The attorney — the second he’s spoken to after the first one brusquely and indifferently dismissed his claims — seems empathetic, but wears a surgical mask and gloves, and identifies herself as a professional nurse (a certification she holds in addition to her law degree). Instead of accepting Bain’s word, she suggests that he is lying about his degrees, or that he may be confusing reality and fantasy, and needs help.
Bain’s tale of this run-in with New York City law enforcement is a single thread in a multilayered multimedia work that highlights racial profiling and the unjust incarceration of hundreds of thousands of Americans — the majority of whom are poor and people of color. The show, a fusion of music and spoken word against a backdrop of stunning images, illuminates this national stain in a profound way. It’s at once a personal story and an all-embracing one.
Directed by Gina Belafonte, Lyrics From Lockdown starts out low-key — on a proscenium, absent the performer, but with the melancholic refrain of Sting’s “How Fragile We Are” reverberating as the statistics of incarceration in the U.S. (which have mounted from decade to decade) are projected onto an overhead scrim. Then Bain appears, descending from a high balcony, voicing his own lyrics to Sting’s haunting score.

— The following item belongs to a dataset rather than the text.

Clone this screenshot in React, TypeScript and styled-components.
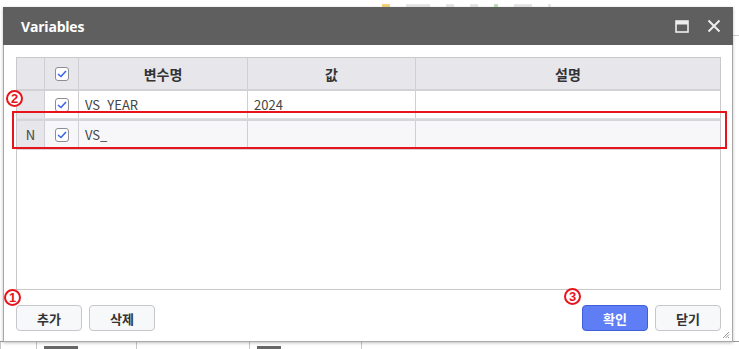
import styled, { createGlobalStyle } from "styled-components";

const GlobalStyle = createGlobalStyle`
  html, body {
    margin: 0;
    padding: 0;
    background: #ffffff;
  }
  body {
    font-family: "Noto Sans CJK KR", "Noto Sans", sans-serif;
  }
`;

const Page = styled.div`
  position: relative;
  width: 739px;
  height: 349px;
  overflow: hidden;
  background: #ffffff;
`;

// faint page behind the dialog (only its edges show)
const Backdrop = styled.div`
  position: absolute;
  inset: 0;
  display: flex;
  flex-direction: column;
  justify-content: space-between;
`;

const BackTop = styled.div`
  height: 7px;
  display: flex;
  align-items: flex-end;
  gap: 16px;
  padding-left: 382px;
`;

const Smudge = styled.span<{ $w: number; $c?: string }>`
  width: ${(p) => p.$w}px;
  height: 3px;
  background: ${(p) => p.$c || "#e6e6e6"};
`;

const BackSheet = styled.div`
  height: 7px;
  border-top: 1px solid #9a9a9a;
  display: grid;
  grid-template-columns: 36px 100px 113px 112px 1fr;
`;

const BackCell = styled.div`
  border-left: 1px solid #c8c8c8;
  padding: 4px 0 0 7px;
  display: flex;
`;

const BackRight = styled.div`
  position: absolute;
  right: 0;
  top: 35px;
  width: 6px;
  border-top: 1px solid #cfcfcf;
`;

const Dialog = styled.div`
  position: absolute;
  left: 3px;
  top: 7px;
  width: 730px;
  height: 335px;
  box-sizing: border-box;
  background: #ffffff;
  border: 1px solid #a9a9a9;
  border-top: none;
  box-shadow: 0 1px 3px rgba(0, 0, 0, 0.25);
  display: flex;
  flex-direction: column;
`;

const TitleBar = styled.div`
  height: 38px;
  margin: 0 -1px;
  background: #5f5f5f;
  display: flex;
  align-items: center;
  padding: 0 12px 0 18px;
  flex-shrink: 0;
`;

const Title = styled.div`
  flex: 1;
  color: #ffffff;
  font-family: "Open Sans", "Noto Sans", sans-serif;
  font-weight: 700;
  font-size: 14px;
  letter-spacing: -0.2px;
`;

const TitleIcons = styled.div`
  display: flex;
  align-items: center;
  gap: 18px;
`;

const Body = styled.div`
  flex: 1;
  display: flex;
  flex-direction: column;
  padding: 12px 11px 10px 12px;
`;

const Grid = styled.div`
  height: 233px;
  box-sizing: border-box;
  border: 1px solid #c9c9cc;
  display: flex;
  flex-direction: column;
  font-size: 13px;
  color: #333;
`;

const COLS = "27px 34px 169px 168px 1fr";

const HeaderRow = styled.div`
  display: grid;
  grid-template-columns: ${COLS};
  height: 31px;
  background: #e6e6eb;
  border-bottom: 2px solid #d2d2d6;
`;

const Row = styled.div<{ $alt?: boolean }>`
  display: grid;
  grid-template-columns: ${COLS};
  height: 27px;
  background: ${(p) => (p.$alt ? "#f7f7f9" : "#ffffff")};
  border-bottom: ${(p) => (p.$alt ? "2px solid #d6d6da" : "1px solid #e0e0e4")};
  border-top: ${(p) => (p.$alt ? "2px solid #d6d6da" : "none")};
`;

const Cell = styled.div<{ $center?: boolean; $head?: boolean; $gray?: boolean }>`
  display: flex;
  align-items: center;
  justify-content: ${(p) => (p.$center ? "center" : "flex-start")};
  padding: ${(p) => (p.$center ? "0" : "0 6px")};
  border-left: 1px solid #cfcfd3;
  font-size: ${(p) => (p.$head ? "14px" : "13px")};
  font-weight: ${(p) => (p.$head ? 700 : 400)};
  background: ${(p) => (p.$gray ? "#e6e6eb" : "transparent")};
  color: ${(p) => (p.$head ? "#333" : "#444")};
  &:first-child {
    border-left: none;
  }
`;

const Check = styled.span`
  width: 14px;
  height: 14px;
  box-sizing: border-box;
  border: 1px solid #8d8d95;
  border-radius: 3px;
  background: #fff;
  display: flex;
  align-items: center;
  justify-content: center;
`;

const Footer = styled.div`
  margin-top: 15px;
  display: flex;
  align-items: center;
  gap: 7px;
`;

const Spacer = styled.div`
  flex: 1;
`;

const Button = styled.button<{ $primary?: boolean }>`
  width: 66px;
  height: 26px;
  box-sizing: border-box;
  border-radius: 4px;
  border: 1px solid ${(p) => (p.$primary ? "#3f5fd8" : "#c6c6cb")};
  background: ${(p) => (p.$primary ? "#5f7ef5" : "#f7f8fa")};
  color: ${(p) => (p.$primary ? "#ffffff" : "#333333")};
  font-family: "Noto Sans CJK KR", sans-serif;
  font-size: 13px;
  font-weight: 700;
  padding: 0;
`;

const Marker = styled.div<{ $x: number; $y: number }>`
  position: absolute;
  left: ${(p) => p.$x}px;
  top: ${(p) => p.$y}px;
  width: 17px;
  height: 17px;
  box-sizing: border-box;
  border: 2px solid #e8141b;
  border-radius: 50%;
  background: #fff;
  color: #e8141b;
  font-family: "Liberation Sans", sans-serif;
  font-weight: 700;
  font-size: 13px;
  line-height: 13px;
  text-align: center;
`;

const Highlight = styled.div`
  position: absolute;
  left: 12px;
  top: 111px;
  width: 715px;
  height: 38px;
  box-sizing: border-box;
  border: 2px solid #e8141b;
`;

const Grip = styled.svg`
  position: absolute;
  right: 2px;
  bottom: 2px;
`;

function CheckBox() {
  return (
    <Check>
      <svg width="10" height="8" viewBox="0 0 10 8">
        <path d="M1 4 L4 6.5 L9 1" fill="none" stroke="#3b63f0" strokeWidth="1.6" />
      </svg>
    </Check>
  );
}

function MaxIcon() {
  return (
    <svg width="14" height="13" viewBox="0 0 14 13">
      <rect x="1" y="1" width="12" height="11" fill="none" stroke="#eeeeee" strokeWidth="1.6" />
      <rect x="1" y="1" width="12" height="3.5" fill="#eeeeee" />
    </svg>
  );
}

function CloseIcon() {
  return (
    <svg width="14" height="14" viewBox="0 0 14 14">
      <path d="M1.5 1.5 L12.5 12.5 M12.5 1.5 L1.5 12.5" stroke="#eeeeee" strokeWidth="2" />
    </svg>
  );
}

const rows = [
  { num: "", name: "VS_YEAR", value: "2024", desc: "", alt: false },
  { num: "N", name: "VS_", value: "", desc: "", alt: true },
];

export default function App() {
  return (
    <Page>
      <GlobalStyle />
      <Backdrop>
        <BackTop>
          <Smudge $w={8} $c="#f5d27a" />
          <Smudge $w={24} />
          <Smudge $w={8} />
          <Smudge $w={8} />
          <Smudge $w={4} $c="#b9e2b9" />
          <Smudge $w={18} />
          <Smudge $w={3} />
        </BackTop>
        <BackSheet>
          <BackCell />
          <BackCell>
            <Smudge $w={34} $c="#666" />
          </BackCell>
          <BackCell />
          <BackCell>
            <Smudge $w={24} $c="#666" />
          </BackCell>
          <BackCell />
        </BackSheet>
      </Backdrop>
      <BackRight />

      <Dialog>
        <TitleBar>
          <Title>Variables</Title>
          <TitleIcons>
            <MaxIcon />
            <CloseIcon />
          </TitleIcons>
        </TitleBar>
        <Body>
          <Grid>
            <HeaderRow>
              <Cell $center $head />
              <Cell $center>
                <CheckBox />
              </Cell>
              <Cell $center $head>변수명</Cell>
              <Cell $center $head>값</Cell>
              <Cell $center $head>설명</Cell>
            </HeaderRow>
            {rows.map((r, idx) => (
              <Row key={idx} $alt={r.alt}>
                <Cell $center $gray>{r.num}</Cell>
                <Cell $center>
                  <CheckBox />
                </Cell>
                <Cell>{r.name}</Cell>
                <Cell>{r.value}</Cell>
                <Cell>{r.desc}</Cell>
              </Row>
            ))}
          </Grid>
          <Footer>
            <Button>추가</Button>
            <Button>삭제</Button>
            <Spacer />
            <Button $primary>확인</Button>
            <Button>닫기</Button>
          </Footer>
        </Body>
        <Grip width="8" height="8" viewBox="0 0 8 8">
          <path d="M7 1 L1 7 M7 3.5 L3.5 7 M7 6 L6 7" stroke="#999" strokeWidth="1" />
        </Grip>
      </Dialog>

      <Highlight />
      <Marker $x={6} $y={90}>2</Marker>
      <Marker $x={4} $y={289}>1</Marker>
      <Marker $x={564} $y={288}>3</Marker>
    </Page>
  );
}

Once face to face with the audience, he begins a parable about Beauty and Ugliness. (The latter once stole Beauty’s garments and wore them, leaving Beauty bereft — and ever since some people have confused the two.) The tale is a preface to his theme that “things are not what they seem” — and to a subsequent parade of hip-hop and spoken word that juxtaposes personal anecdotes, anthropomorphic parables (reflecting his Trinidadian heritage) and social and political commentary that speak to the empowerment of people of color, the importance of personal freedom, and the distinction between religion and spirituality.
One of his most vivid portrayals is of his mom, a dedicated church–goer whom he describes as “the tallest 4’ 11” tree in the forest.” She once threatened a bully with knife in defense of her elder sister, and her notion of following in Jesus’ footsteps was to take up a sword rather than turn the other cheek.
The most heartrending element of the show are the “death row” letters of Nanon Williams, now a writer and prison activist, whose open, handsome face we observe on a back screen, as we listen to his words in voice-over. Williams, aged 17, was convicted of murder in 1992 and placed on Death Row in Texas, where he remains, despite numerous legal appeals, the vacating of his death sentence in 2005 and a judge having ordered his release on the grounds of ineffective counsel. (Amnesty International had cast doubt on his guilt in a report issued in 2004.)
Though I can tell you what Bain’s show is about and what he strives to share, it’s more difficult to convey the combined artistry of this production, its skillful blend of poetry, music and image, constructed around this singular talent. The live band — Isaiah Gage on cello, Click tha Supa Latin on beatbox and John B. Williams on bass — are integral to the performance, best described as art, in the service of justice, at its best.